Google Responds to Device 'Eavesdropping' Claims

John Lister's picture

Google is making several changes to the way it handles audio collected from phones and smart gadgets such as the Google Home speaker. It follows revelations that humans listened to recordings collected by several tech giants.

Amazon, Apple and Google were all hit by claims that they'd not done enough to make clear that staff or contractors listened to recordings to check the accuracy of automatic speech recognition. In several cases, human engineers heard sensitive material which appeared to have been collected unintentionally, rather than the user meaning to make a spoken query or request.

The Google changes are to what it calls the Voice & Audio Activity setting. That's a program that automatically analyzes recordings to get better at recognizing a particular user's voice. Some of those recordings are then reviewed by human staff.

Users Must Opt In Again

The program was already opt-in, but Google is now going to effectively reset every account to its original opted-out status. Users can opt-in again in the settings menu of the relevant apps, but will see an express warning about the possibility of having their audio listened to by human engineers in order to improve the service.

The BBC notes that Apple switched to an opt-in system earlier this year, while Amazon and Facebook (which has lesser-known home gadgets with speech recognition) both have similar features switched on by default and users have to actively opt out. (Source: bbc.co.uk)

Google says it is also increasing privacy protections in the human review process. It notes staff currently listen to around 0.2 percent of all recordings; they only listen to recordings where the user is opted-in to the Voice & Audio Activity program; and, staff can't see details of the user who the audio clip comes from.

Old Recordings Will Be Deleted

Another change is to reduce the amount of audio that is stored on Google's servers. Google will "soon" delete anything that's more than "a few months" old. It says it will improve the technology to better recognize and delete recordings made accidentally.
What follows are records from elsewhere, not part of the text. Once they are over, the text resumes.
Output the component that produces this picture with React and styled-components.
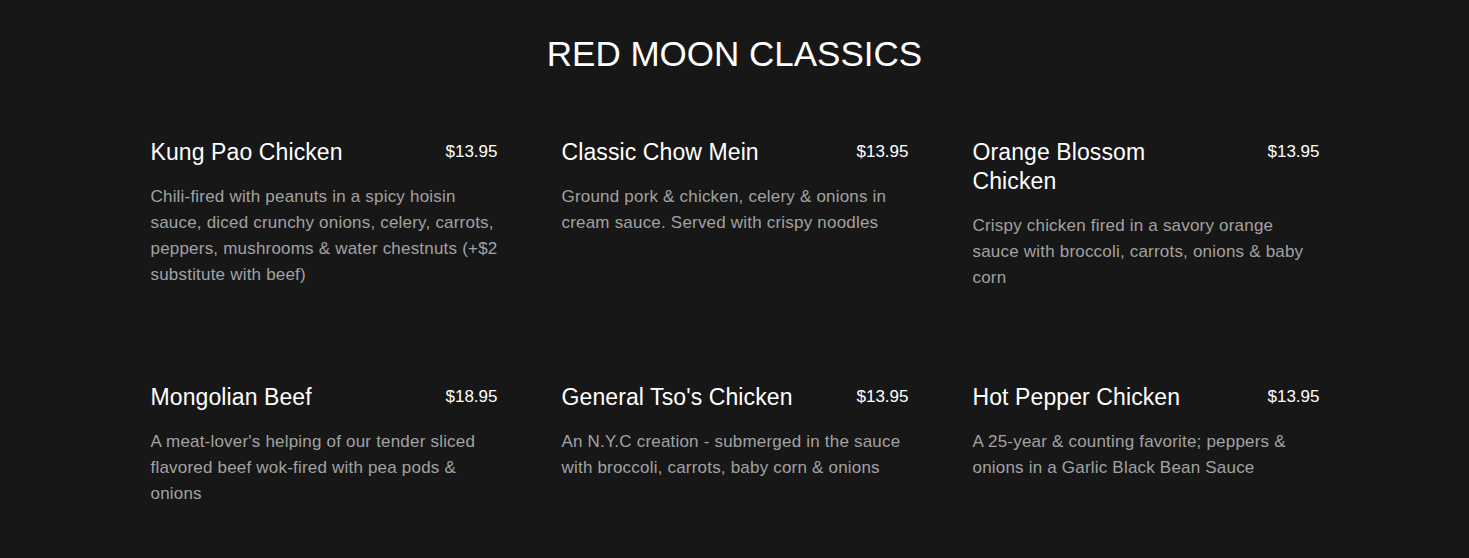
import React from "react";
import styled, { createGlobalStyle } from "styled-components";

const GlobalStyle = createGlobalStyle`
  html, body {
    margin: 0;
    padding: 0;
    background: #171717;
  }
  body {
    font-family: "Liberation Sans", Arial, sans-serif;
    color: #fff;
  }
`;

const Section = styled.section`
  min-height: 100vh;
  box-sizing: border-box;
  padding: 34px 0 40px;
  background: #171717;
`;

const Title = styled.h2`
  margin: 0;
  text-align: center;
  font-size: 35px;
  font-weight: 400;
  line-height: 40px;
  color: #fff;
`;

const Grid = styled.div`
  width: 1169px;
  margin: 64px auto 0;
  padding-left: 1px;
  display: grid;
  grid-template-columns: repeat(3, 347px);
  column-gap: 64px;
  row-gap: 92px;
`;

const Item = styled.div`
  display: flex;
  flex-direction: column;
`;

const ItemHead = styled.div`
  display: flex;
  justify-content: space-between;
  align-items: flex-start;
`;

const ItemName = styled.h3`
  margin: 0;
  max-width: 70%;
  font-size: 23px;
  font-weight: 400;
  line-height: 29px;
  letter-spacing: 0.1px;
  color: #fff;
`;

const Price = styled.span`
  margin-top: 4px;
  font-size: 17px;
  line-height: 20px;
  color: #fff;
`;

const Description = styled.p`
  margin: 17px 0 0;
  font-size: 17px;
  line-height: 26px;
  letter-spacing: 0.2px;
  color: #a2a2a2;
`;

const items = [
  {
    name: "Kung Pao Chicken",
    price: "$13.95",
    desc: "Chili-fired with peanuts in a spicy hoisin sauce, diced crunchy onions, celery, carrots, peppers, mushrooms & water chestnuts (+$2 substitute with beef)",
  },
  {
    name: "Classic Chow Mein",
    price: "$13.95",
    desc: "Ground pork & chicken, celery & onions in cream sauce. Served with crispy noodles",
  },
  {
    name: "Orange Blossom Chicken",
    price: "$13.95",
    desc: "Crispy chicken fired in a savory orange sauce with broccoli, carrots, onions & baby corn",
  },
  {
    name: "Mongolian Beef",
    price: "$18.95",
    desc: "A meat-lover's helping of our tender sliced flavored beef wok-fired with pea pods & onions",
  },
  {
    name: "General Tso's Chicken",
    price: "$13.95",
    desc: "An N.Y.C creation - submerged in the sauce with broccoli, carrots, baby corn & onions",
  },
  {
    name: "Hot Pepper Chicken",
    price: "$13.95",
    desc: "A 25-year & counting favorite; peppers & onions in a Garlic Black Bean Sauce",
  },
];

const App = () => {
  return (
    <>
      <GlobalStyle />
      <Section>
        <Title>RED MOON CLASSICS</Title>
        <Grid>
          {items.map((item) => (
            <Item key={item.name}>
              <ItemHead>
                <ItemName>{item.name}</ItemName>
                <Price>{item.price}</Price>
              </ItemHead>
              <Description>{item.desc}</Description>
            </Item>
          ))}
        </Grid>
      </Section>
    </>
  );
};

export default App;
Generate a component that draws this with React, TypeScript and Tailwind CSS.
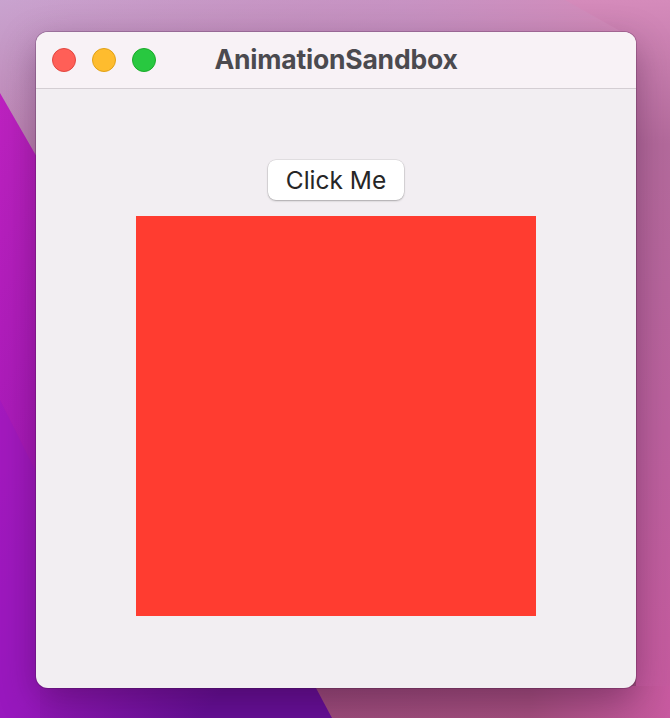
import React from "react";

function Wallpaper() {
  return (
    <svg className="absolute inset-0" width="670" height="718" viewBox="0 0 670 718">
      <defs>
        <linearGradient id="base" x1="0" y1="0" x2="0.3" y2="1">
          <stop offset="0" stopColor="#c9a3cf" />
          <stop offset="0.25" stopColor="#b97aaa" />
          <stop offset="0.6" stopColor="#b2619a" />
          <stop offset="1" stopColor="#9e4c7c" />
        </linearGradient>
        <linearGradient id="topr" x1="0" y1="0" x2="1" y2="0">
          <stop offset="0" stopColor="#cfa2d0" stopOpacity="0" />
          <stop offset="0.6" stopColor="#cd9acb" stopOpacity="0.6" />
          <stop offset="1" stopColor="#d78ab8" stopOpacity="1" />
        </linearGradient>
        <linearGradient id="rightEdge" x1="0" y1="0" x2="0" y2="1">
          <stop offset="0" stopColor="#d58bbb" />
          <stop offset="0.2" stopColor="#b46a9c" />
          <stop offset="0.6" stopColor="#bc619e" />
          <stop offset="1" stopColor="#c75a9f" />
        </linearGradient>
        <linearGradient id="botr" x1="0" y1="0" x2="1" y2="0">
          <stop offset="0" stopColor="#9c4c7a" />
          <stop offset="0.6" stopColor="#a44f7e" />
          <stop offset="1" stopColor="#c85aa0" />
        </linearGradient>
        <linearGradient id="mag" x1="0" y1="0" x2="0.6" y2="1">
          <stop offset="0" stopColor="#bd22c0" />
          <stop offset="0.45" stopColor="#a81ab8" />
          <stop offset="0.75" stopColor="#9418b8" />
          <stop offset="1" stopColor="#650f96" />
        </linearGradient>
      </defs>
      <rect width="670" height="718" fill="url(#base)" />
      <rect width="670" height="120" fill="url(#topr)" />
      <polygon points="565,0 670,0 670,718 636,718 636,40" fill="url(#rightEdge)" />
      <polygon points="318,686 670,686 670,718 332,718" fill="url(#botr)" />
      <polygon points="0,93 200,440 316,688 332,718 0,718" fill="url(#mag)" />
      <polygon points="0,400 40,480 40,718 0,718" fill="#9c18c4" opacity="0.5" />
    </svg>
  );
}

export default function App() {
  return (
    <div
      className="relative w-[670px] h-[718px] overflow-hidden pt-[32px] pl-[36px]"
      style={{ fontFamily: "Inter, 'Noto Sans', sans-serif" }}
    >
      <Wallpaper />
      <div className="relative w-[600px] h-[656px] flex flex-col rounded-[12px] overflow-hidden bg-[#f2eef2] shadow-[0_0_0_1px_rgba(60,20,60,0.25),0_12px_36px_rgba(40,0,40,0.35)]">
        <div className="h-[57px] shrink-0 grid grid-cols-[1fr_auto_1fr] items-center bg-[#f8f2f6] border-b border-[#d4ced3]">
          <div className="flex items-center gap-[16px] pl-[16px]">
            <span className="w-[24px] h-[24px] rounded-full bg-[#ff5f57] border border-[#e2463f]" />
            <span className="w-[24px] h-[24px] rounded-full bg-[#febc2e] border border-[#e1a116]" />
            <span className="w-[24px] h-[24px] rounded-full bg-[#28c840] border border-[#1aab29]" />
          </div>
          <div className="text-[26.5px] font-bold text-[#4b4a4f] leading-none tracking-[-0.2px] pb-[2px]">
            AnimationSandbox
          </div>
          <div />
        </div>
        <div className="flex flex-col items-center pt-[71px]">
          <button className="h-[40px] w-[136px] rounded-[8px] bg-white text-[24.5px] text-[#262626] leading-none shadow-[0_0_0_0.5px_rgba(0,0,0,0.12),0_1px_2px_rgba(0,0,0,0.25)]">
            Click Me
          </button>
          <div className="mt-[16px] w-[400px] h-[400px] bg-[#ff3c30]" />
        </div>
      </div>
    </div>
  );
}
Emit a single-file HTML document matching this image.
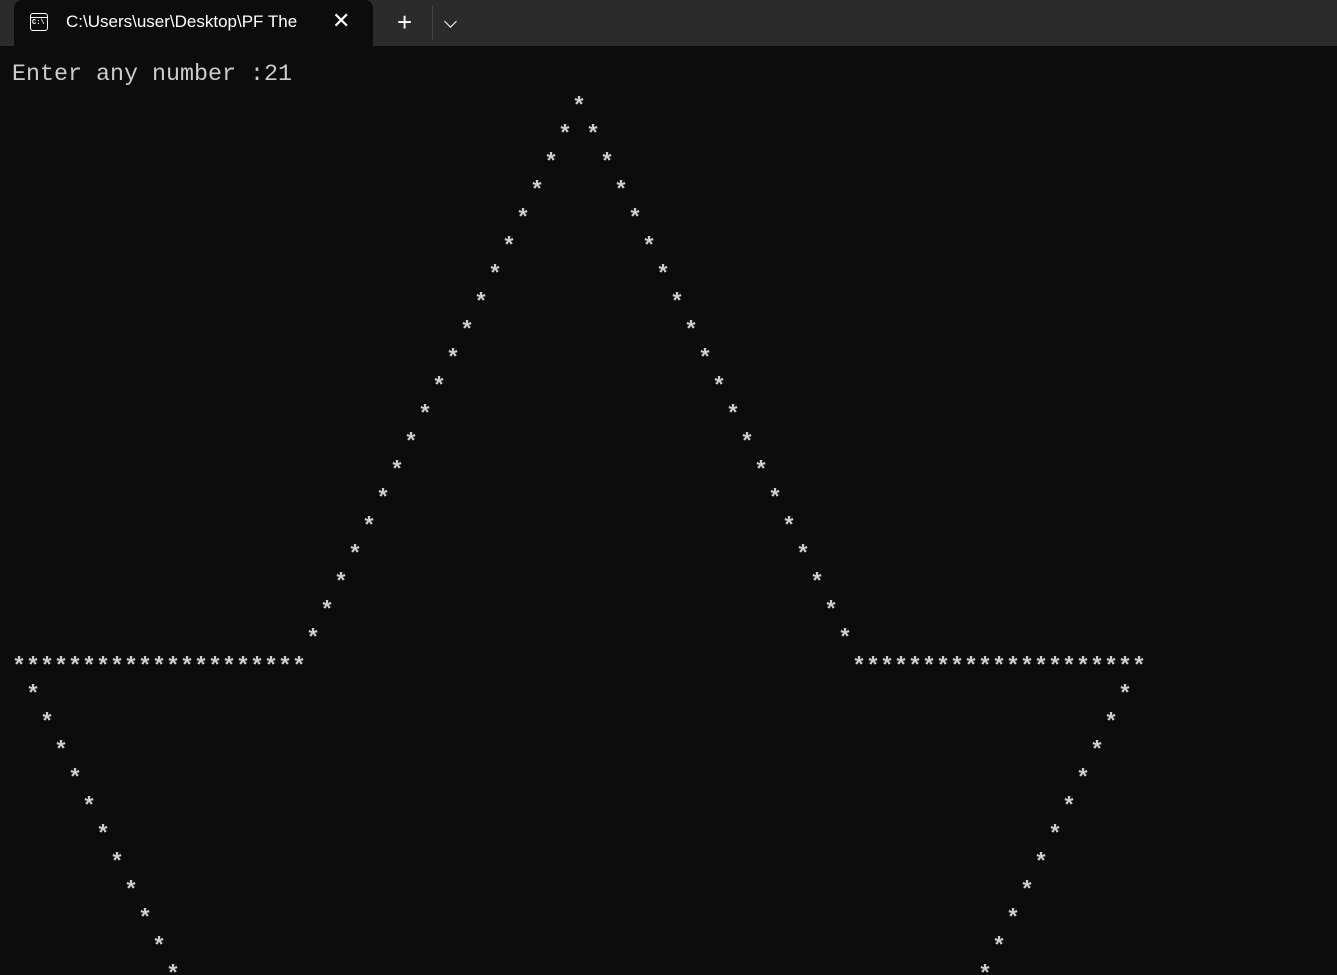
<!DOCTYPE html>
<html><head><meta charset="utf-8"><style>
html,body{margin:0;padding:0;background:#0c0c0c;width:1337px;height:975px;overflow:hidden}
.bar{position:absolute;left:0;top:0;width:1337px;height:46px;background:#2b2b2b}
.tab{position:absolute;left:14px;top:0;width:359px;height:46px;background:#0c0c0c;border-radius:8px 8px 0 0}
.tt{position:absolute;left:52px;top:12px;font:17px "Liberation Sans",sans-serif;color:#fff;white-space:nowrap;width:247px;overflow:hidden}
.ic{position:absolute;left:16px;top:13px;width:18px;height:18px;border:1.5px solid #fff;border-radius:3px;box-sizing:border-box}
.ic:before{content:"";position:absolute;left:0;right:0;top:3px;border-top:1.5px solid #fff}
.ic span{position:absolute;left:1px;top:5px;font:bold 7px "Liberation Mono",monospace;color:#fff}
.x{position:absolute;left:318px;top:8px;font:22px "Liberation Sans",sans-serif;color:#fff}
.plus{position:absolute;left:397px;top:7px;font:26px "Liberation Sans",sans-serif;color:#fff;font-weight:300}
.sep{position:absolute;left:432px;top:6px;width:1px;height:34px;background:#444}
.chev{position:absolute;left:446px;top:17px;width:8px;height:8px;border-right:1.5px solid #fff;border-bottom:1.5px solid #fff;transform:rotate(45deg)}
.t{position:absolute;font:23.33px/28px "Liberation Mono",monospace;color:#cccccc;white-space:pre}
.w{position:absolute;left:0;top:7px;width:1337px;height:968px;overflow:hidden}
.w .t{font-weight:bold}
</style></head><body>
<div class="bar"></div>
<div class="tab"><div class="ic"><span>C:\</span></div><div class="tt">C:\Users\user\Desktop\PF The</div><div class="x">✕</div></div>
<div class="plus">+</div><div class="sep"></div><div class="chev"></div>
<div class="t" style="left:12px;top:61px">Enter any number :21</div>
<div class="w">
<div class="t" style="left:572px;top:87px">*</div>
<div class="t" style="left:558px;top:115px">*</div><div class="t" style="left:586px;top:115px">*</div>
<div class="t" style="left:544px;top:143px">*</div><div class="t" style="left:600px;top:143px">*</div>
<div class="t" style="left:530px;top:171px">*</div><div class="t" style="left:614px;top:171px">*</div>
<div class="t" style="left:516px;top:199px">*</div><div class="t" style="left:628px;top:199px">*</div>
<div class="t" style="left:502px;top:227px">*</div><div class="t" style="left:642px;top:227px">*</div>
<div class="t" style="left:488px;top:255px">*</div><div class="t" style="left:656px;top:255px">*</div>
<div class="t" style="left:474px;top:283px">*</div><div class="t" style="left:670px;top:283px">*</div>
<div class="t" style="left:460px;top:311px">*</div><div class="t" style="left:684px;top:311px">*</div>
<div class="t" style="left:446px;top:339px">*</div><div class="t" style="left:698px;top:339px">*</div>
<div class="t" style="left:432px;top:367px">*</div><div class="t" style="left:712px;top:367px">*</div>
<div class="t" style="left:418px;top:395px">*</div><div class="t" style="left:726px;top:395px">*</div>
<div class="t" style="left:404px;top:423px">*</div><div class="t" style="left:740px;top:423px">*</div>
<div class="t" style="left:390px;top:451px">*</div><div class="t" style="left:754px;top:451px">*</div>
<div class="t" style="left:376px;top:479px">*</div><div class="t" style="left:768px;top:479px">*</div>
<div class="t" style="left:362px;top:507px">*</div><div class="t" style="left:782px;top:507px">*</div>
<div class="t" style="left:348px;top:535px">*</div><div class="t" style="left:796px;top:535px">*</div>
<div class="t" style="left:334px;top:563px">*</div><div class="t" style="left:810px;top:563px">*</div>
<div class="t" style="left:320px;top:591px">*</div><div class="t" style="left:824px;top:591px">*</div>
<div class="t" style="left:306px;top:619px">*</div><div class="t" style="left:838px;top:619px">*</div>
<div class="t" style="left:12px;top:647px">*********************</div><div class="t" style="left:852px;top:647px">*********************</div>
<div class="t" style="left:26px;top:675px">*</div><div class="t" style="left:1118px;top:675px">*</div>
<div class="t" style="left:40px;top:703px">*</div><div class="t" style="left:1104px;top:703px">*</div>
<div class="t" style="left:54px;top:731px">*</div><div class="t" style="left:1090px;top:731px">*</div>
<div class="t" style="left:68px;top:759px">*</div><div class="t" style="left:1076px;top:759px">*</div>
<div class="t" style="left:82px;top:787px">*</div><div class="t" style="left:1062px;top:787px">*</div>
<div class="t" style="left:96px;top:815px">*</div><div class="t" style="left:1048px;top:815px">*</div>
<div class="t" style="left:110px;top:843px">*</div><div class="t" style="left:1034px;top:843px">*</div>
<div class="t" style="left:124px;top:871px">*</div><div class="t" style="left:1020px;top:871px">*</div>
<div class="t" style="left:138px;top:899px">*</div><div class="t" style="left:1006px;top:899px">*</div>
<div class="t" style="left:152px;top:927px">*</div><div class="t" style="left:992px;top:927px">*</div>
<div class="t" style="left:166px;top:955px">*</div><div class="t" style="left:978px;top:955px">*</div>
</div>
</body></html>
It will also let users adjust the sensitivity with which devices listen out for a trigger phrase such as "OK Google." That could reduce the risks of unintended recordings, but increase the possibility that the device might not hear an intentional request if there's a lot of background noise. (Source: blog.google)

What's Your Opinion?

Do the changes sound reasonable to you? Do you trust tech companies really want to protect user privacy? Do you think the privacy risks are significantly limiting the audience for such devices?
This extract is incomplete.